Factoring in Travel Time at

It was a perfectly good envelope. A perfectly good, big envelope.

There was no reason to pitch it. No reason at all why I couldn’t re-use it.

And aren’t envelopes (especially big ones) the stuff of dreams? Just imagine filling them with photos or coloring pages or full-sized papers that needed be kept together. Or sending off our tax information to the accountant.

But I’ve learned to factor in travel time.

I tend to be that person who thinks/says “Oh. I totally have time to do that!” while assuming she’s being completely realistic about how her day is going to go.

But then I’m also that person who realizes she didn’t consider travel time.
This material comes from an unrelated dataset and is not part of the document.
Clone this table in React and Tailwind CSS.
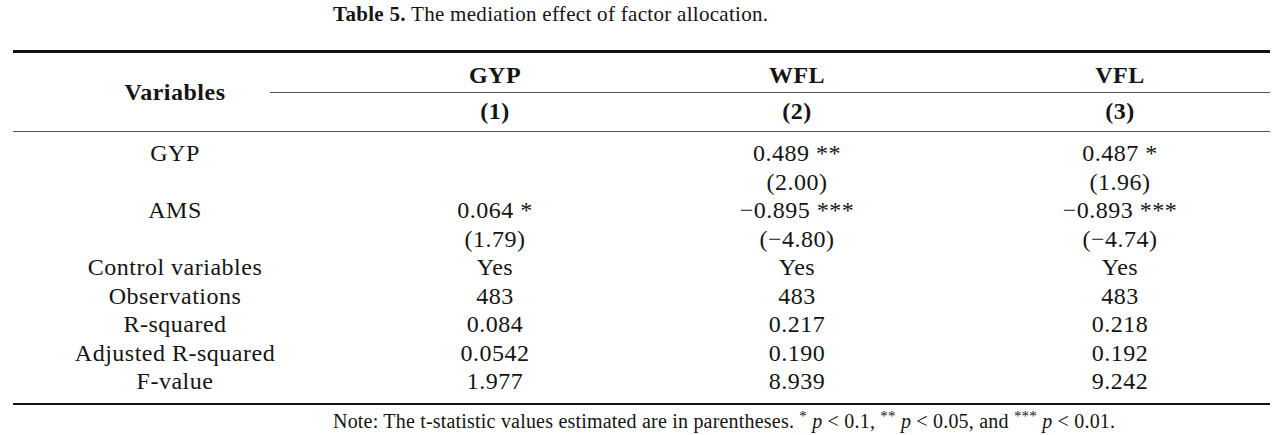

Run into “town” and go hither, thither and yon?

Sure! Sounds like a plan!

But getting from hither to thither takes fifteen minutes which makes that five minute errand take twenty minutes. And who has the time to get to yon?? Yon is, like, another 27 minutes in the opposite direction.

I generally have a list of five errands at the beginning of a day, but am lucky if I make three happen.

Travel time.

I also have to factor in the “travel time” of useful stuff that randomly ends up in my possession. Like the envelope. I got it at my kids’ basketball game when my husband asked me to pass out team photos.

But when I looked at it, I realized there was too much travel required between “Oh, look at the pretty free envelope!!” and actually putting it where envelopes go inside my home.

I’d have to hang on to it until the end of the second basketball game. If I wanted to NOT forget about it on the floor, I’d probably need to fold it up and stuff it in my purse. Then, it would no longer be pretty. And would almost certainly become one with all other other trash in there.

Even if I managed to get it to the car, the travel time between the gymnasium and my house would almost guarantee it ended up in the floorboard, ready to be muddied by Kid Shoes and forgotten by Mom Brains.

And even if I managed to get it out of the car and into the house, it would most likely end up on a pile of other randomness and not make it to the Envelope Drawer until a future Decluttering Project. A decluttering project that would likely happen just AFTER I needed the envelope, but didn’t know where it was.

Y’all, one free envelope isn’t worth all that stress.